審査登録機関の職員に聞いた話であるが、認証を止める際に理由書を提出してもらっているという。
その理由書に書かれる内容として多いのが、
「業務が忙しく管理業務ができないため」
というものだそうだ。
もちろん、止める本音は、
◇審査費用など認証維持コストが高い
◇業務改善ツールとしての費用対効果が薄い
◇取引先からの要求もなくなり必要が無くなった
など他にも理由はあると思うが、「業務が忙しく管理業務ができないため」が本音だとすると、マネジメントシステムの役割や意義として矛盾した話だと思う。
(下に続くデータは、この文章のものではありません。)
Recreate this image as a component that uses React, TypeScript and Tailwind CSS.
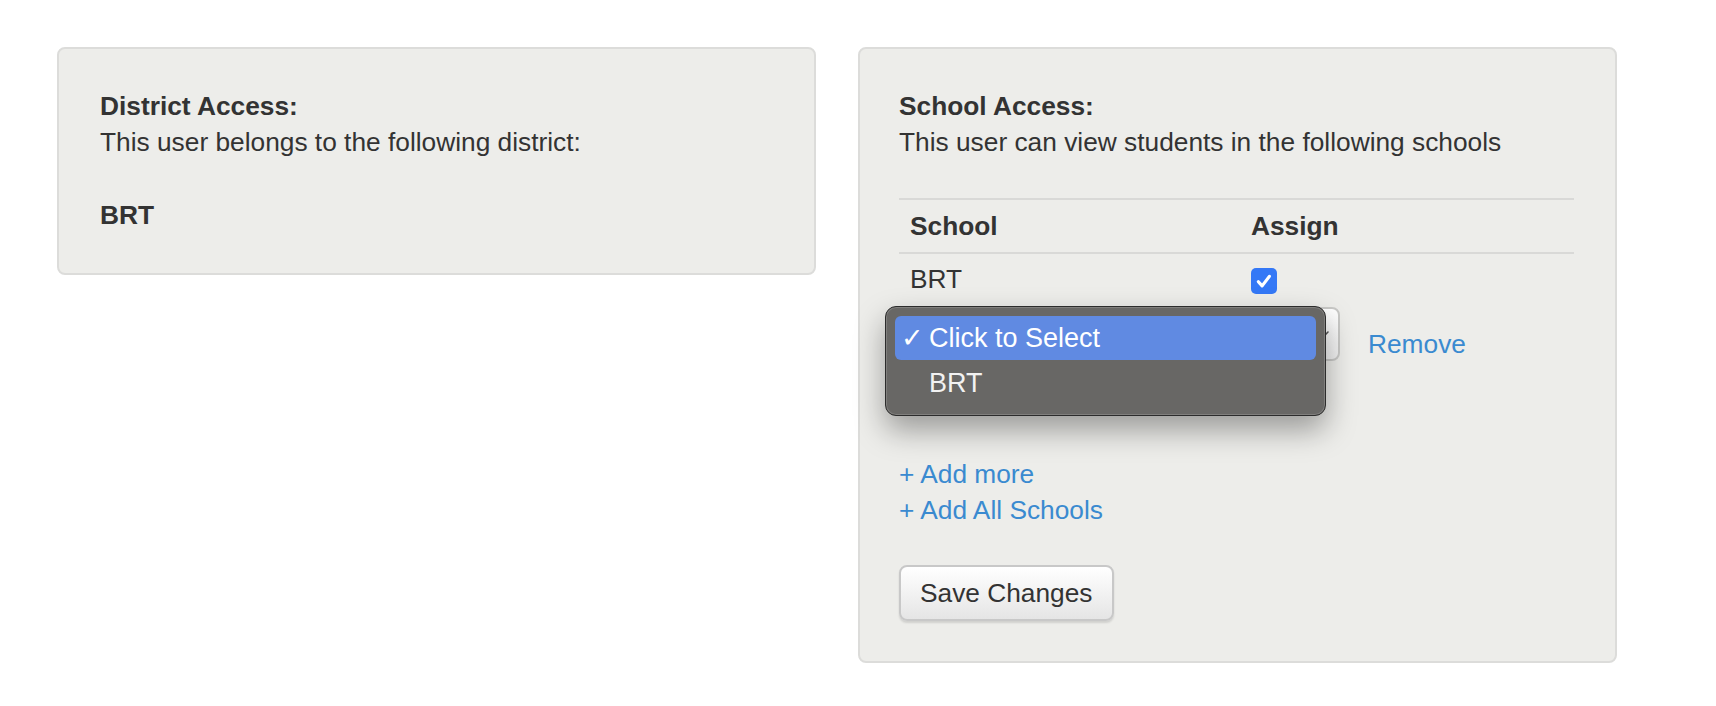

マネジメントシステムをどの程度作り込むか、は本来、組織規模や業種特性、関連法規制、業務の複雑さ、リスクの程度、顧客や製品要求事項など「組織が有する要求事項」の程度により決まる。
従業員数が少なく、4~5人の会社であれば、ジョブローテーションなども基本的にないだろうから、阿吽の呼吸で、実際の所、仕事はまわる。
日常業務の中でトラブルが起きるとしたら、伝達ミスなどコミュニケーションの部分が主であり、そういった仕事は、再発防止のための文書化された手順は必要になるし、そういう点が整備されているから「マネジメントシステムの認証を受けている企業が取引の際に信頼性が担保されていて、優先的に発注される」のだ。
ただ、個々の役割については、「その担当者が辞めた場合のリスク」という点では文書化された手順が必要になるが、日常的には、審査員に「手順は文書化しないんですか?」と言われたところで、ホンネは「俺の頭の中に入っているから文書化の必要性はないんだよね~」という発想であろう。
つまり、マネジメントシステムは、少なくとも自分達目線で考えれば、
◇トラブルを起こさない程度に仕組みを作っておく
◇ムダな仕事をなくすための仕組みを作っておく
◇仕事の改善をするためのベースとなる手順を作っておく
といった点で存在するわけである。
だから「業務が多忙で管理業務ができない」とは、言いたいことはわかるが、だからこそマネジメントシステムの改善が必要になるので、なんだか矛盾した話なのである。
実際の所、認証を止めた会社(従業員規模30人程度)に、研修会講師の仕事で訪問したときに、職員に話を聞いたことがあるが「改善するのが面倒で止めた」という話を聞いた。
その会社では、事務局担当者が几帳面な性格で、コンサルタントに言われたことを忠実に従っていたため、社内の仕組みが、組織規模に対して細かく規定されていたのだ。
しかし、その事務局担当者が辞めることになり、引き継いだ次の担当者は、仕組みが複雑で、半ば「審査のために作られたマネジメントシステムを管理できなくなった」のだ。
審査員は「仕組みを軽くするアドバイス」を審査のたびに熱心にしてくれたそうであるが、引き継いだ担当者からすれば、「仕組みとその管理レベルを実情に合わせて見直す作業」をするよりも「前任者が構築してきた実情より重たいシステムを踏襲する方が楽」なので、見直しをしなかったのだ。
そうしているうちに、仕事が忙しくなり重たい仕組みを管理することが厄介になり、2代目経営者は「先代時代に導入したマネジメントシステム認証に不信感を持っている」ことも重なり認証を返上した、ということらしかった。
その話を聞いて、何とももったいない話だな、とつくづく思った。
その会社は、2代目経営者になり、業績は伸びており、これからが本当の意味でマネジメントシステムを構築管理し、継続的に見直していく必要性が重要になるはずなのだ。
しかし、「実情に合わせて改善するのが面倒だから」という理由では止めてしまった。
本来、仕事のムリムダを排除するためのツールでもあるはずのマネジメントシステムなのに。。。
「サイズの合わない服を直すよりも、合わない服を着続ける」ような話で、「急がば回れ」なのだが、将来的な仕事のしやすさよりも、目の前の仕事の処理を優先してしまったのだろう。
このような状態の時は、経営者が気づくべきなのだが、マネジメントシステム認証に不信感を持っていることもあり、「マネジメントシステム改善のための時間を割く」という経営判断をしなかったのだろう。
もったいないし、残念な話である。